Magna Carta is largely comprised of path based dungeons on pre rendered locations as has been popularised by Final Fantasy, there’s a good mix of interior and some gorgeous exterior locations broken up by a series of towns. The paths are inhabited by visible monsters who in all honesty are difficult to avoid. Instead you can choose to walk slowly and increase you area of awareness meaning you can sneak up on opponents and gain a valuable head start in battle.

The towns are linked by these pathways so in theory it’s possible to go back to search for hidden items or finish sub quests. Irritatingly though the game follows the plot so much that if characters state they have to hurry somewhere they’ll refuse to go back to previous locations. This became a problem with the Blacksmith’s mini quests. In each town a Blacksmith has a quest you can complete in order to obtain special weapons. Unfortunately you many only participate in one at any time with no way to cancel a mission, so if you can’t go back to a blacksmith who set a mission you’re stuck –though it is really rewarding when you do find a rare item and it’s worthwhile giving it a shot.

The battle system is a fairly unique combination of other games.

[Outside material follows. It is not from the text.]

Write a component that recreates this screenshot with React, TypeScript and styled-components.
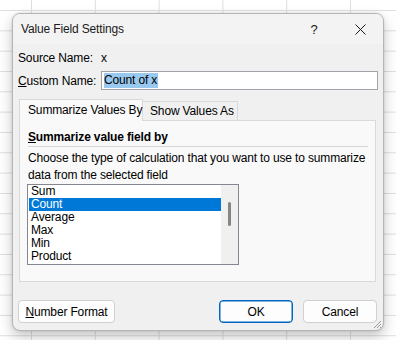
import styled, { createGlobalStyle } from "styled-components";

const GlobalStyle = createGlobalStyle`
  html, body {
    margin: 0;
    padding: 0;
  }
  body {
    font-family: "Liberation Sans", Arial, sans-serif;
    font-size: 12px;
    letter-spacing: -0.15px;
    color: #000;
  }
`;

const Page = styled.div`
  width: 396px;
  height: 340px;
  box-sizing: border-box;
  padding: 13px 0 0 12px;
  overflow: hidden;
  background-color: #fff;
  background-image: linear-gradient(to right, #dedede 1px, transparent 1px),
    linear-gradient(to bottom, #dedede 1px, transparent 1px);
  background-size: 63.8px 20.33px;
  background-position: 31px 10px;
`;

const Dialog = styled.div`
  position: relative;
  width: 372px;
  height: 318px;
  box-sizing: border-box;
  border: 1px solid #b5b5b5;
  border-radius: 8px;
  background: #f0f0f0;
  box-shadow: 0 6px 14px rgba(0, 0, 0, 0.22), 0 0 3px rgba(0, 0, 0, 0.12);
  overflow: hidden;
  display: flex;
  flex-direction: column;
  white-space: nowrap;
`;

const TitleBar = styled.div`
  height: 30px;
  display: flex;
  align-items: center;
  background: #f3f3f3;
  flex-shrink: 0;
`;

const Title = styled.div`
  flex: 1;
  padding-left: 8px;
  color: #1a1a1a;
`;

const CaptionButton = styled.div`
  width: 46px;
  height: 30px;
  display: flex;
  align-items: center;
  justify-content: center;
  color: #1a1a1a;
  font-size: 13px;
`;

const Body = styled.div`
  flex: 1;
  display: flex;
  flex-direction: column;
  padding: 4px 5px 0 5px;
`;

const FieldRow = styled.div<{ $top: number }>`
  display: flex;
  align-items: center;
  margin-top: ${(p) => p.$top}px;
  height: 19px;
`;

const Label = styled.div`
  width: 83px;
  flex-shrink: 0;
`;

const NameInput = styled.div`
  width: 277px;
  height: 19px;
  box-sizing: border-box;
  border: 1px solid #a3a3ab;
  background: #fff;
  padding: 0 2px;
  display: flex;
  align-items: center;
`;

const Selected = styled.span`
  background: #99c9ef;
  line-height: 15px;
  padding-right: 1px;
`;

const TabList = styled.div`
  display: flex;
  align-items: flex-end;
  margin-top: 9px;
  margin-left: 1px;
  height: 21px;
`;

const Tab = styled.div<{ $active?: boolean; $width: number }>`
  width: ${(p) => p.$width}px;
  height: ${(p) => (p.$active ? 22 : 19)}px;
  box-sizing: border-box;
  border: 1px solid #d9d9d9;
  border-bottom: none;
  ${(p) => (p.$active ? "" : "border-left: none;")}
  background: ${(p) => (p.$active ? "#f9f9f9" : "#f0f0f0")};
  margin-bottom: ${(p) => (p.$active ? -1 : 0)}px;
  position: relative;
  z-index: ${(p) => (p.$active ? 1 : 0)};
  display: flex;
  align-items: center;
  padding-left: ${(p) => (p.$active ? 8 : 7)}px;
  padding-bottom: ${(p) => (p.$active ? 2 : 0)}px;
`;

const Panel = styled.div`
  width: 357px;
  height: 162px;
  margin-left: 1px;
  box-sizing: border-box;
  border: 1px solid #d9d9d9;
  background: #f9f9f9;
  padding: 0 7px 0 8px;
  display: flex;
  flex-direction: column;
`;

const Heading = styled.div`
  margin-top: 8px;
  line-height: 16px;
  font-weight: 700;
`;

const Divider = styled.div`
  height: 1px;
  background: #d6d6d6;
  margin-top: 1px;
`;

const Description = styled.div`
  margin-top: 3px;
  line-height: 17px;
`;

const ListBox = styled.div`
  width: 212px;
  height: 81px;
  margin-left: -1px;
  box-sizing: border-box;
  border: 1px solid #828790;
  background: #fff;
  display: flex;
`;

const Items = styled.div`
  flex: 1;
  padding: 0 0 0 1px;
`;

const Item = styled.div<{ $selected?: boolean }>`
  height: 13px;
  line-height: 13px;
  padding-left: 2px;
  background: ${(p) => (p.$selected ? "#0078d7" : "transparent")};
  color: ${(p) => (p.$selected ? "#fff" : "#000")};
`;

const ScrollTrack = styled.div`
  width: 17px;
  background: #f0f0f0;
  position: relative;
`;

const ScrollThumb = styled.div`
  position: absolute;
  left: 7px;
  top: 17px;
  width: 3px;
  height: 24px;
  border-radius: 2px;
  background: #858585;
`;

const ButtonRow = styled.div`
  display: flex;
  align-items: center;
  gap: 10px;
  margin-top: 18px;
  padding: 0 1px 0 0;
`;

const Button = styled.div<{ $primary?: boolean; $width: number }>`
  width: ${(p) => p.$width}px;
  height: 23px;
  box-sizing: border-box;
  border: 1px solid ${(p) => (p.$primary ? "#0067c0" : "#d0d0d0")};
  ${(p) => (p.$primary ? "box-shadow: inset 0 0 0 0.5px #0067c0;" : "")}
  border-radius: 4px;
  background: #fdfdfd;
  display: flex;
  align-items: center;
  justify-content: center;
`;

const Spacer = styled.div`
  flex: 1;
`;

const Grip = styled.svg`
  position: absolute;
  right: 1px;
  bottom: 1px;
`;

const items = ["Sum", "Count", "Average", "Max", "Min", "Product"];

export default function App() {
  return (
    <>
      <GlobalStyle />
      <Page>
        <Dialog>
          <TitleBar>
            <Title>Value Field Settings</Title>
            <CaptionButton>?</CaptionButton>
            <CaptionButton>
              <svg width="11" height="11" viewBox="0 0 11 11">
                <path d="M0.5 0.5 L10.5 10.5 M10.5 0.5 L0.5 10.5" stroke="#1a1a1a" strokeWidth="1" />
              </svg>
            </CaptionButton>
          </TitleBar>
          <Body>
            <FieldRow $top={0}>
              <Label>Source Name:</Label>
              <span>x</span>
            </FieldRow>
            <FieldRow $top={4}>
              <Label>
                <u>C</u>ustom Name:
              </Label>
              <NameInput>
                <Selected>Count of x</Selected>
              </NameInput>
            </FieldRow>
            <TabList>
              <Tab $active $width={124}>Summarize Values By</Tab>
              <Tab $width={95}>Show Values As</Tab>
            </TabList>
            <Panel>
              <Heading>
                <u>S</u>ummarize value field by
              </Heading>
              <Divider />
              <Description>
                Choose the type of calculation that you want to use to summarize
                <br />
                data from the selected field
              </Description>
              <ListBox>
                <Items>
                  {items.map((it) => (
                    <Item key={it} $selected={it === "Count"}>
                      {it}
                    </Item>
                  ))}
                </Items>
                <ScrollTrack>
                  <ScrollThumb />
                </ScrollTrack>
              </ListBox>
            </Panel>
            <ButtonRow>
              <Button $width={97}>
                <span>
                  <u>N</u>umber Format
                </span>
              </Button>
              <Spacer />
              <Button $primary $width={74}>OK</Button>
              <Button $width={74}>Cancel</Button>
            </ButtonRow>
          </Body>
          <Grip width="9" height="9" viewBox="0 0 9 9">
            <path d="M8 1 L1 8 M8 4 L4 8 M8 7 L7 8" stroke="#9a9a9a" strokeWidth="1" />
          </Grip>
        </Dialog>
      </Page>
    </>
  );
}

The player is able to move characters around real time charging up chi when still which is used to attack and use items, only one character may be moved at any one time making it an odd hybrid of turn based and real time. It’s also tricky moving multiple characters around so most of the time I found myself fighting a battle with just one character. Attacks are executed by inputting key combinations as they pass a certain point on an attack ring, much like Shadow Hearts judgement ring. Magna Carta’s ring whilst being clearer (you hit the key symbols beamani style rather than sections of a pie chart) is less forgiving if you miss a symbol you loose that attack. It’s tricky to learn but means battles are much more interactive experience. The game has it’s own take on elemental attacks too. Each characters attack styles are dominated by different elements of chi, which are used up when attacking. The amount of types of chi available is dependant on the environment for example a cave dungeon had lots of earth chi. This means in certain areas some characters attacks are limited and much emphasis is placed on using the right styles in the right area. The chi can be altered by locating chi lanterns, which effect the local area, their dominant chi can be altered by inserting an item with different chi. There’s also more management with a dating game style system which is activated at save points. By talking to each member and giving them the right gifts you can improve relations which effects how well they work in battle. It’s a nice touch, though a pain if you don’t pay attention. This isn’t the first game of it’s series in it’s native Korea and I distinctly felt I was supposed to know more about the characters which would have helped though in all honestly like many ren-ai games it’s obvious what you’re supposed to say.

What really stands out for Magna Carta are the visuals. The characters have distinctive manhwa looks thanks to Korean artist Hyung-Tae Kim. The costumes are bold and little outlandish but give the game it’s own style. Though do be warned some of the characters are very androgynous, and it’s only in the cut scenes that their genders were confirmed.
Like many generic manga or in this case manhwa Magna Carta has many imperfections that make it much harder than it should be to progress through. Despite my criticisms I can guiltily admit I’m enjoying Manga Carta hugely, and genuinely want to know how it all ends a contradiction perhaps but I recommend you play it for the visuals and most importantly for the story.